Prior to joining the AFL-CIO, Eric was the Deputy Director of the International Labor Rights Forum (ILRF), where he coordinated programs to end labor abuses in global supply chains, utilizing trade-related complaint mechanisms to hold governments and corporations accountable for upholding international labor standards. He graduated from the University of Minnesota Law School in 2005, completing human rights fellowships with Oxfam Great Britain and the International Labor Organization. He is fluent in Spanish and licensed to practice law in Wisconsin and the District of Columbia.
Gordon Hanson is the Peter Wertheim Professor in Urban Policy at Harvard Kennedy School. He is also a research associate at the National Bureau of Economic Research, a life member of the Council on Foreign Relations and co-editor of the Journal of Economic Perspectives. Hanson received his Ph.D. in economics from MIT in 1992 and his B.A. in economics from Occidental College in 1986. Prior to joining Harvard in 2020, he held the Pacific Economic Cooperation Chair in International Economic Relations at UC San Diego, where he was founding director of the Center on Global Transformation. Hanson previously served on the economics faculties of the University of Michigan and the University of Texas.
In his scholarship, Hanson specializes in international trade, international migration and economic geography. He has published extensively in top economics journals, is widely cited for his research by scholars from across the social sciences and is frequently quoted in major media outlets. Hanson’s current research addresses how globalization in the form of immigration and expanded trade with China have affected U.S. local labor markets. In a new endeavor, he is working with a multidisciplinary team of scholars to use satellite imagery to assess the impacts of expanding transportation networks, exposure to extreme weather, and related events on urban economic activity.

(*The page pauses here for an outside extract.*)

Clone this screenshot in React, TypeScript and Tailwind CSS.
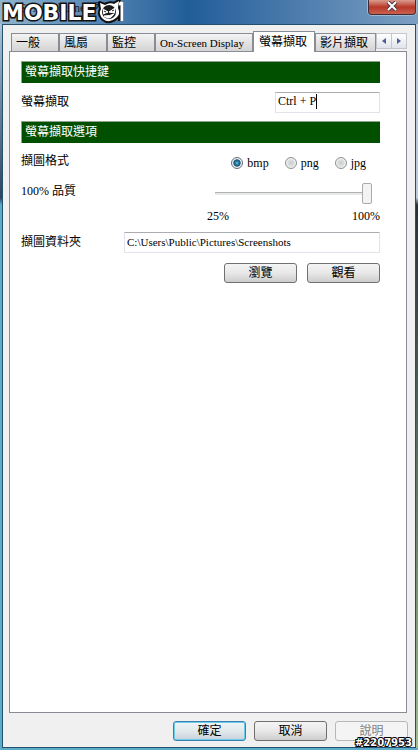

Scott N. Paul is President of the Alliance for American Manufacturing (AAM), a partnership established in 2007 by some of America’s leading manufacturers and the United Steelworkers union. Scott and AAM have worked to make American manufacturing and “Made in America” top-of-mind concerns for voters and our national leaders through effective advocacy, policy development, and data-driven research.
Scott is a sought-after expert on trade and manufacturing matters, testifying before numerous congressional committees and penning op-eds for The New York Times and other leading publications. He authored a chapter in the 2013 book ReMaking America and has written extensively about Alexander Hamilton’s role in forming U.S. national economic policy. Scott also hosts the Manufacturing Report podcast.
Scott currently serves as the Board Chair of the National Skills Coalition and on the Board of Visitors of the Political Science Department at the Pennsylvania State University. He sits on the Leadership Council of the Alliance for Manufacturing Foresight.
Scott earned a B.A. in Foreign Service and International Politics from Penn State and an M.A. with honors in Security Studies from Georgetown University’s School of Foreign Service. Raised in the small town of Rensselaer, Indiana, he currently resides in the Washington, DC area with his family.
Alex Perkins is a principal at Mehlman Castagnetti Rosen & Thomas (MCRT), where he advises clients on public policy issues. A top expert in trade, customs and supply chain policy, prior to joining MCRT, Perkins spent nine years at Stellantis NV (formerly Fiat Chrysler). While at Stellantis, he developed and executed government relations and public affairs strategies to guide the Fortune 500 automaker through a wide-range of trade-related matters, including the NAFTA/USMCA renegotiations, where he helped lead the multi-sector USMCA business coalition. Before Stellantis, Alex served for more than seven years as counsel for the House Ways & Means Committee and Senator Ron Wyden (D-OR). He currently resides in the Washington D.C. area with his wife and two children.